# [DATA SECTION]
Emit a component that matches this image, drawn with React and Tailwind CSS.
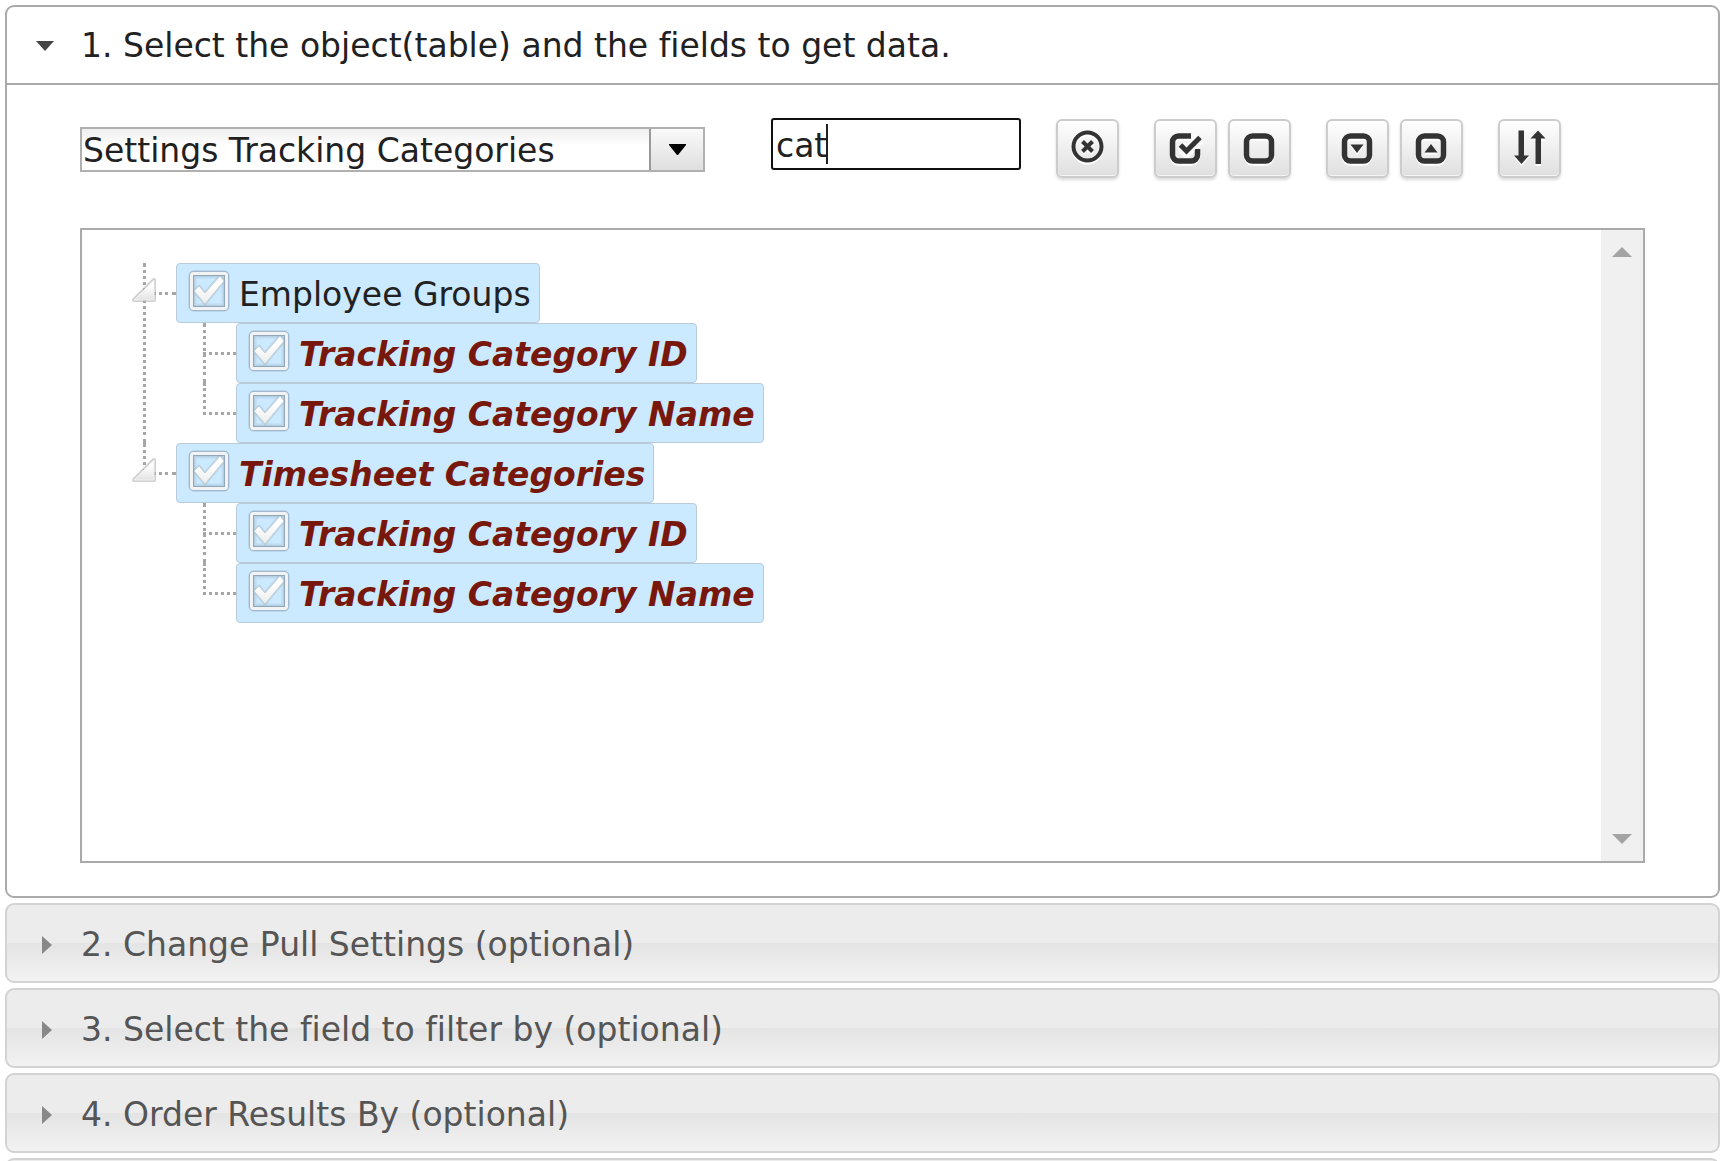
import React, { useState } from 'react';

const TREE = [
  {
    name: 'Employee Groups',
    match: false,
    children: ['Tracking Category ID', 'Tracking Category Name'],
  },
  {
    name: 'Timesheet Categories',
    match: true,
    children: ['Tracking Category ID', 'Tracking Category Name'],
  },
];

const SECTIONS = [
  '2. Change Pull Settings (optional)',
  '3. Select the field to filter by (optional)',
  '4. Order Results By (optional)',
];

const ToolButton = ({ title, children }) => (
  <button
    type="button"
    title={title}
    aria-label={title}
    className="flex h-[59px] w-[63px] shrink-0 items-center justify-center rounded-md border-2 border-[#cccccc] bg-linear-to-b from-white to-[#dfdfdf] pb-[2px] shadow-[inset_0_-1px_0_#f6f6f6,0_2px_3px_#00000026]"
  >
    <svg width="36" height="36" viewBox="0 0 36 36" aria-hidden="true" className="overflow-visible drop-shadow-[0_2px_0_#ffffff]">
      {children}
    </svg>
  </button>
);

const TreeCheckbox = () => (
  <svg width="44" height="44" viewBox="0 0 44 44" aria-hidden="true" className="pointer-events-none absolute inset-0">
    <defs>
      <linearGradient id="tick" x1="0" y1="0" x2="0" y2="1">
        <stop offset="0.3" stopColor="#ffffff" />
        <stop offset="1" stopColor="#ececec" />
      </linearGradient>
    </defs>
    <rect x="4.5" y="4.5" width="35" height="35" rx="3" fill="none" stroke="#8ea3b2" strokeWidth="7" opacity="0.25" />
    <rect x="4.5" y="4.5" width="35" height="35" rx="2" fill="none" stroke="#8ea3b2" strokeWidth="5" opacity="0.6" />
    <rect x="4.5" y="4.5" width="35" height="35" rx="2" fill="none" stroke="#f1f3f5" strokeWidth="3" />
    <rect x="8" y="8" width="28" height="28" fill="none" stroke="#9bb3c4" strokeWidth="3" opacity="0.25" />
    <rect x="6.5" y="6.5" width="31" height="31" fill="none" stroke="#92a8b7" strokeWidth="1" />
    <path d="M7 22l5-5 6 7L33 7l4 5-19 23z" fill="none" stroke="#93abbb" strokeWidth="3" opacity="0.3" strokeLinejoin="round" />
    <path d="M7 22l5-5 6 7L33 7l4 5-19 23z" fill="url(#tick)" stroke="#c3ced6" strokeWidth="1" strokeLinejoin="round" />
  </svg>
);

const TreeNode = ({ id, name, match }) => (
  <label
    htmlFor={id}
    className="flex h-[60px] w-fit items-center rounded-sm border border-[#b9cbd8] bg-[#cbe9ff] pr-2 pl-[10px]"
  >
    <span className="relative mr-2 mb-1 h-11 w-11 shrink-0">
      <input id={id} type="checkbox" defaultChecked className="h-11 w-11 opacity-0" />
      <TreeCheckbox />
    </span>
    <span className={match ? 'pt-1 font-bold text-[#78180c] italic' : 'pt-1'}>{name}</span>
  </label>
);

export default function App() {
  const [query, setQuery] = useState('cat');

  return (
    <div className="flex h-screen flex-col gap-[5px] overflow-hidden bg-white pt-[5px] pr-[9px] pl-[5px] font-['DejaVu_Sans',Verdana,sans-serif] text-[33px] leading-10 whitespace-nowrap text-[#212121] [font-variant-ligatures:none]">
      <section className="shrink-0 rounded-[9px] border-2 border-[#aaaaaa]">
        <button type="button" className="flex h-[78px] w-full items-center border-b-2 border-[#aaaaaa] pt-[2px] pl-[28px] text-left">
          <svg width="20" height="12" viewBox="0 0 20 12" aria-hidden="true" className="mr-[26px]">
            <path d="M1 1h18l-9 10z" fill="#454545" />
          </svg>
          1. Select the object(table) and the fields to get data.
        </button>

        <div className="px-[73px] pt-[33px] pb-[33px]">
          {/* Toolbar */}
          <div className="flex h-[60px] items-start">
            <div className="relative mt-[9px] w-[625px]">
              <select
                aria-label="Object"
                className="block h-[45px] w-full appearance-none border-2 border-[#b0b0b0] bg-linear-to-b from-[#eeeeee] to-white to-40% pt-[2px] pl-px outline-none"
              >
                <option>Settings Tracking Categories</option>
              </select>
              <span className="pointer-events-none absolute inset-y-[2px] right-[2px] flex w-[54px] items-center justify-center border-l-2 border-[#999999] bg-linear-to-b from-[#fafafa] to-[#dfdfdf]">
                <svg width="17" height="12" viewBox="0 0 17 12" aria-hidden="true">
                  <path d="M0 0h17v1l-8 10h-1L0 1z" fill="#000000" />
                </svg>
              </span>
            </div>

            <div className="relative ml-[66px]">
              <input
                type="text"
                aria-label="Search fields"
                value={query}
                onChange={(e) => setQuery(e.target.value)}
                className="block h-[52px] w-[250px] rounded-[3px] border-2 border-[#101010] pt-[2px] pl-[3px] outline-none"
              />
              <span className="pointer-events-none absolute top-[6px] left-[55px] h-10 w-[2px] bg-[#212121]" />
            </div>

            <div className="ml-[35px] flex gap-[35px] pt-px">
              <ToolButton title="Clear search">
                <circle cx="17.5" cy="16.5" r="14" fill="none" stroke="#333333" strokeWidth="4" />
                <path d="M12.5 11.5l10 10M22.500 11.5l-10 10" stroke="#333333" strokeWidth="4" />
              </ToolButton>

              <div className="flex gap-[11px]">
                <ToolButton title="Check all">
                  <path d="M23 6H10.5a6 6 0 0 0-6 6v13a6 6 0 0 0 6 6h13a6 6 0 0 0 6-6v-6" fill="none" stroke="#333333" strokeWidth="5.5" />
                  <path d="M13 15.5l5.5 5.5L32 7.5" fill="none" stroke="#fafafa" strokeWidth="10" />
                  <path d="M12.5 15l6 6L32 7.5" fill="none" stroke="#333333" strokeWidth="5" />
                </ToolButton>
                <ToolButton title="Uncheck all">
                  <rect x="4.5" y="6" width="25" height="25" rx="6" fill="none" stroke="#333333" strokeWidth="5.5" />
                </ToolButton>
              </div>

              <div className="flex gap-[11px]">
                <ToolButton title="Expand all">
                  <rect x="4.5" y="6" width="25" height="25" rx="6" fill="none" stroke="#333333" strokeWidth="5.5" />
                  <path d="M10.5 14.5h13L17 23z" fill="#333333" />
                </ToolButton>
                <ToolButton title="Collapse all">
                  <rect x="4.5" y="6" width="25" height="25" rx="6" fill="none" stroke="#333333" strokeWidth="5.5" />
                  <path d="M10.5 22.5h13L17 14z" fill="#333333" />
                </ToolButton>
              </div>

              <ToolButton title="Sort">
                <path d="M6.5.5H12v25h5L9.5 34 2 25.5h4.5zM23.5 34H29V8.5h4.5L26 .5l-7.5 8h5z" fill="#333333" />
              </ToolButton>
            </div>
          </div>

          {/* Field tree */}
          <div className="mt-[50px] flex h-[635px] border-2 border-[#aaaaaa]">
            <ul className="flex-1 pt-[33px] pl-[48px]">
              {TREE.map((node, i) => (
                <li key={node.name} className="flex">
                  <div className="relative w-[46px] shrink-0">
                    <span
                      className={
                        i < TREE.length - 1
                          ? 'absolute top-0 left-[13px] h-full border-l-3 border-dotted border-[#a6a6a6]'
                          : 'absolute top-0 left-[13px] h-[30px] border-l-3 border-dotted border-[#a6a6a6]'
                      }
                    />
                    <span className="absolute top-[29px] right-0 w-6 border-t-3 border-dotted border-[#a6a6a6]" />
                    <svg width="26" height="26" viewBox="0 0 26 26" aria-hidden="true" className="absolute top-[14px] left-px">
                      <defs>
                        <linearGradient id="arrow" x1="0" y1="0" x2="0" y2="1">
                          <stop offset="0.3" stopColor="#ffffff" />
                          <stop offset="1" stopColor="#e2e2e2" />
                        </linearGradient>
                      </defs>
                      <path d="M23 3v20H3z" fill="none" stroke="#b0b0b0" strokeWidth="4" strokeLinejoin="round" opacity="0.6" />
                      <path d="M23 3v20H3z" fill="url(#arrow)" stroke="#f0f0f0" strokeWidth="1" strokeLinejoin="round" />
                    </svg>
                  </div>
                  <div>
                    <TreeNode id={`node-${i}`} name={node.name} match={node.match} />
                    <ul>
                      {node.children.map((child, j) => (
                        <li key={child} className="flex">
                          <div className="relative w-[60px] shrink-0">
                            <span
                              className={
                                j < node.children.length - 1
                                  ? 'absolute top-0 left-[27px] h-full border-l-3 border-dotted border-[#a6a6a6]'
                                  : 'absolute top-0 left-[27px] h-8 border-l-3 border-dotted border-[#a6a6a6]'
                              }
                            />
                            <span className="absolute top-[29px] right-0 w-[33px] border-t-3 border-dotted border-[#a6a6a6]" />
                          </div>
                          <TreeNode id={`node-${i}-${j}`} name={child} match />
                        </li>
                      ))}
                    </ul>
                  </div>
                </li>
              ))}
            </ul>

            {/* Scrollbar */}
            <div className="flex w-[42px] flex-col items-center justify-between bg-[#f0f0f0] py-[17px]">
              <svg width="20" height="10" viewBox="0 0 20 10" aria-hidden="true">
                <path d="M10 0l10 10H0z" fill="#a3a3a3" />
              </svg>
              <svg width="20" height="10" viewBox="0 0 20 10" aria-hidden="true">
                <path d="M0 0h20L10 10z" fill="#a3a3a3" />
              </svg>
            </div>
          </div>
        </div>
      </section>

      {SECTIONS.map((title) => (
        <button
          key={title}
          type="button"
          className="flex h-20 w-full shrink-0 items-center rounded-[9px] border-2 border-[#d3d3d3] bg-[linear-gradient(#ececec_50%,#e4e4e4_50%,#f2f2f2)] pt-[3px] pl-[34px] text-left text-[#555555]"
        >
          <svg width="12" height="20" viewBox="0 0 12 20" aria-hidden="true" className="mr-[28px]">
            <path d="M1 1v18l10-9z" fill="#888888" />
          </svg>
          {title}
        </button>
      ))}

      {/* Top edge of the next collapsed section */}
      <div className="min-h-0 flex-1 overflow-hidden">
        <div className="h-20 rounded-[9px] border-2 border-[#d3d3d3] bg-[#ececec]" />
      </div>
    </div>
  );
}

# [WHAT YOU SHOULD DO]
Filter out all lines lacking the word "React" and copy the rest.

# [SOLVED PROBLEM]
Emit a component that matches this image, drawn with React and Tailwind CSS.
import React, { useState } from 'react';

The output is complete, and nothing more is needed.